In our excerpt from His Excellency: George Washington, Joseph Ellis makes very clear that this was hardly the case. The American presidency was not a vacuum waiting to be filled with protocol; it was a howling wilderness whose mountains and canyons had to be scaled and bridged by the extemporizations of the one man who could do it. And, for the next four years, George Bush or John Kerry will be moving along a road that Washington cut for him.

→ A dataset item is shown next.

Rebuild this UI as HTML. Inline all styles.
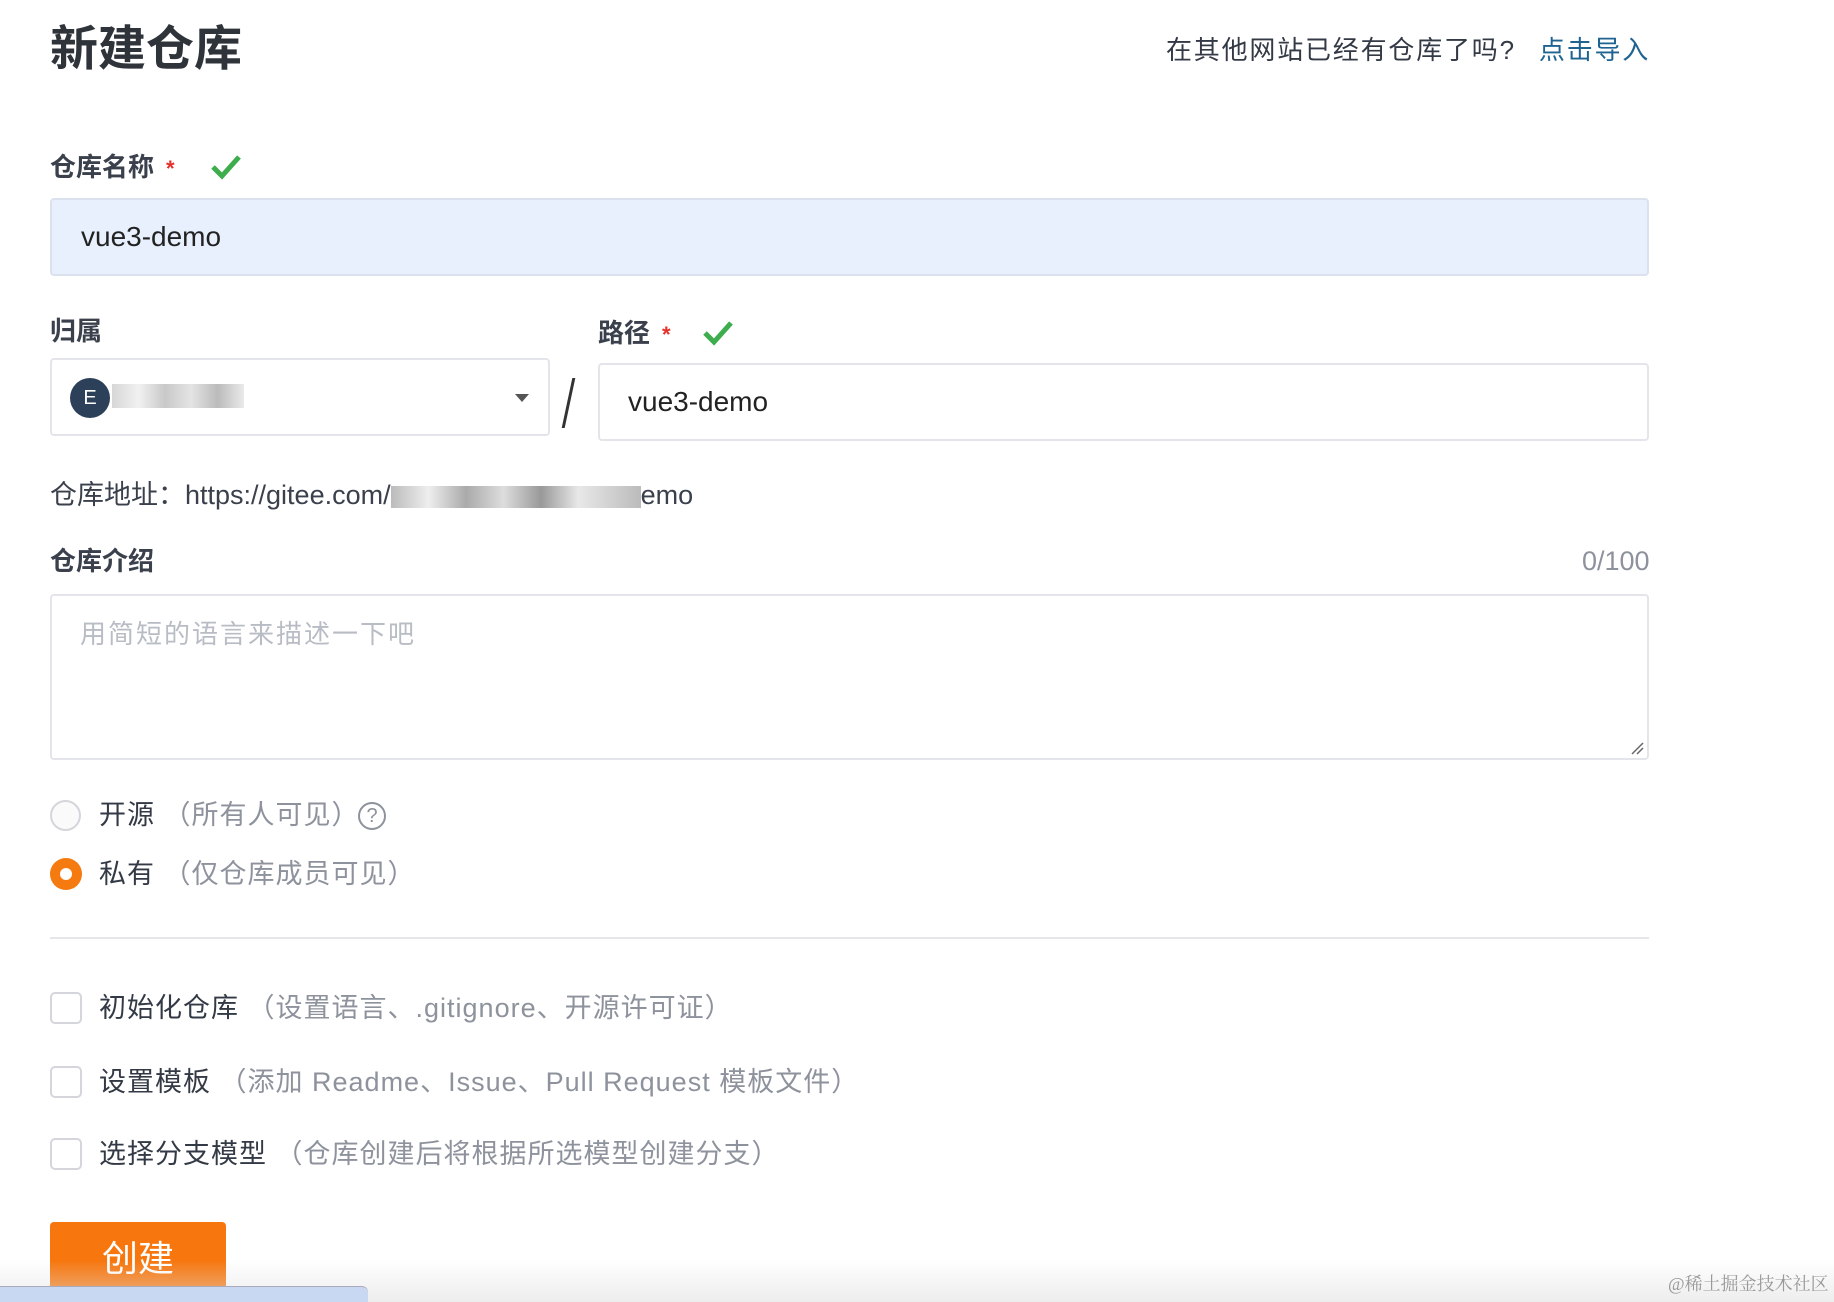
<!DOCTYPE html>
<html><head><meta charset="utf-8"><style>
*{box-sizing:border-box;margin:0;padding:0}
body{width:1834px;height:1302px;overflow:hidden;background:#fff;position:relative;font-family:"Liberation Sans","Noto Sans CJK SC",sans-serif;color:#333a45}
.a{position:absolute;white-space:nowrap}
.lbl{font-size:26px;color:#3a404c;line-height:30px;font-weight:bold}
.star{color:#e5312a;font-size:22px;margin-left:12px}
.box{position:absolute;border:2px solid #e3e5ea;border-radius:4px;background:#fff}
.gray{color:#8d929c}
.rad{position:absolute;width:31px;height:31px;border-radius:50%;border:2px solid #d4d6db;background:#fafafa}
.cb{position:absolute;width:32px;height:32px;border-radius:5px;border:2px solid #d4d6db;background:#fff}
.opt{font-size:27px;line-height:32px;letter-spacing:1px}
</style></head><body>
<div class="a" style="left:50px;top:22px;font-size:48px;font-weight:bold;color:#2f333a;line-height:56px">新建仓库</div>
<div class="a" style="left:1166px;top:34px;font-size:26px;line-height:32px;color:#333a45;letter-spacing:1.8px">在其他网站已经有仓库了吗? <span style="color:#1f6391;margin-left:14px">点击导入</span></div>

<div class="a lbl" style="left:50px;top:152px">仓库名称<span class="star">*</span></div>
<svg class="a" style="left:210px;top:154px" width="32" height="26" viewBox="0 0 32 26"><path d="M3 13 L12 22 L29 3" stroke="#3dad4e" stroke-width="5" fill="none"/></svg>
<div class="box" style="left:50px;top:198px;width:1599px;height:78px;background:#e8f0fe;border-color:#dbe2ee"></div>
<div class="a" style="left:81px;top:220px;font-size:28px;line-height:34px;color:#222">vue3-demo</div>

<div class="a lbl" style="left:50px;top:316px">归属</div>
<div class="a lbl" style="left:598px;top:318px">路径<span class="star">*</span></div>
<svg class="a" style="left:702px;top:320px" width="32" height="26" viewBox="0 0 32 26"><path d="M3 13 L12 22 L29 3" stroke="#3dad4e" stroke-width="5" fill="none"/></svg>
<div class="box" style="left:50px;top:358px;width:500px;height:78px"></div>
<div class="a" style="left:70px;top:378px;width:40px;height:40px;border-radius:50%;background:#2d4059;color:#fff;font-size:20px;line-height:40px;text-align:center">E</div>
<div class="a" style="left:112px;top:384px;width:132px;height:24px;background:linear-gradient(90deg,#ccc,#eee 20%,#bbb 40%,#ddd 60%,#aaa 80%,#e5e5e5);opacity:.8"></div>
<svg class="a" style="left:515px;top:393px" width="14" height="10"><path d="M0 1 L14 1 L7 9Z" fill="#555"/></svg>
<div class="a" style="left:567px;top:378px;width:3px;height:50px;background:#333;transform:skewX(-12deg)"></div>
<div class="box" style="left:598px;top:363px;width:1051px;height:78px"></div>
<div class="a" style="left:628px;top:385px;font-size:28px;line-height:34px;color:#222">vue3-demo</div>

<div class="a" style="left:50px;top:479px;font-size:27px;line-height:32px;color:#3a404c">仓库地址：https://gitee.com/<span style="display:inline-block;width:250px;height:22px;vertical-align:middle;background:linear-gradient(90deg,#bbb,#eee 15%,#aaa 30%,#ddd 45%,#999 60%,#e8e8e8 75%,#bbb)"></span>emo</div>

<div class="a lbl" style="left:50px;top:546px">仓库介绍</div>
<div class="a" style="left:1582px;top:545px;font-size:27px;line-height:32px;color:#8d929c">0/100</div>
<div class="box" style="left:50px;top:594px;width:1599px;height:166px"></div>
<div class="a" style="left:80px;top:618px;font-size:26px;line-height:32px;color:#b8bcc4;letter-spacing:2px">用简短的语言来描述一下吧</div>
<svg class="a" style="left:1630px;top:741px" width="14" height="14"><path d="M2 13 L13 2 M7 13 L13 7" stroke="#666" stroke-width="1.5"/></svg>

<div class="rad" style="left:50px;top:800px"></div>
<div class="a opt" style="left:99px;top:799px">开源 <span class="gray">（所有人可见）</span></div>
<div class="a" style="left:358px;top:802px;width:28px;height:28px;border-radius:50%;border:2px solid #8d929c;color:#8d929c;font-size:20px;line-height:24px;text-align:center">?</div>
<div class="a" style="left:50px;top:858px;width:32px;height:32px;border-radius:50%;background:#f57a0f"></div>
<div class="a" style="left:60px;top:868px;width:12px;height:12px;border-radius:50%;background:#fff"></div>
<div class="a opt" style="left:99px;top:858px">私有 <span class="gray">（仅仓库成员可见）</span></div>

<div class="a" style="left:50px;top:937px;width:1599px;height:2px;background:#e5e6ea"></div>

<div class="cb" style="left:50px;top:992px"></div>
<div class="a opt" style="left:99px;top:992px">初始化仓库 <span class="gray">（设置语言、.gitignore、开源许可证）</span></div>
<div class="cb" style="left:50px;top:1066px"></div>
<div class="a opt" style="left:99px;top:1066px">设置模板 <span class="gray">（添加 Readme、Issue、Pull Request 模板文件）</span></div>
<div class="cb" style="left:50px;top:1138px"></div>
<div class="a opt" style="left:99px;top:1138px">选择分支模型 <span class="gray">（仓库创建后将根据所选模型创建分支）</span></div>

<div class="a" style="left:50px;top:1222px;width:176px;height:80px;background:#f7760d;border-radius:4px 4px 0 0"></div>
<div class="a" style="left:102px;top:1238px;font-size:36px;line-height:42px;color:#fff">创建</div>
<div class="a" style="left:0;top:1260px;width:1834px;height:42px;background:linear-gradient(180deg,rgba(235,235,235,0),rgba(225,225,225,.6))"></div>
<div class="a" style="left:0;top:1286px;width:368px;height:16px;background:#c9d8f2;border-radius:0 6px 0 0;border-top:1px solid #aab"></div>
<div class="a" style="left:1668px;top:1272px;font-size:18px;line-height:24px;color:#999;font-family:'Liberation Serif','Noto Serif CJK SC',serif">@稀土掘金技术社区</div>
</body></html>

Ellis’s fine new biography is a bracingly brief (but never cursory) account of Washington’s whole career. Richard Ketchum, in Victory at Yorktown: The Campaign That Won the Revolution, examines a single phase of that career. One tends to think (or at least I did) of Yorktown as a culmination of increasingly effective campaigns by an increasingly confident American army. Moreover, the French were here with their gold and their battleships, so all was well. Actually, as Ketchum shows in a gripping, headlong narrative, the Continental cause was in worse shape than it had been at any time since the dire winter of 1776. Just as Washington had hung on and saved it then at Trenton and Princeton, so he did again five awful years later. The French gave us muscle and money; but Washington gave us our nerve.
So, from barbecue to the most crucial weeks of our national existence. The fact that “Overrated & Underrated” makes such leaps in the span of a few pages is only a distillation of what this magazine has done in every issue from the very beginning, playing its light on the alligator farm and the transcontinental railway alike, on Hershey’s Kisses and Omaha Beach.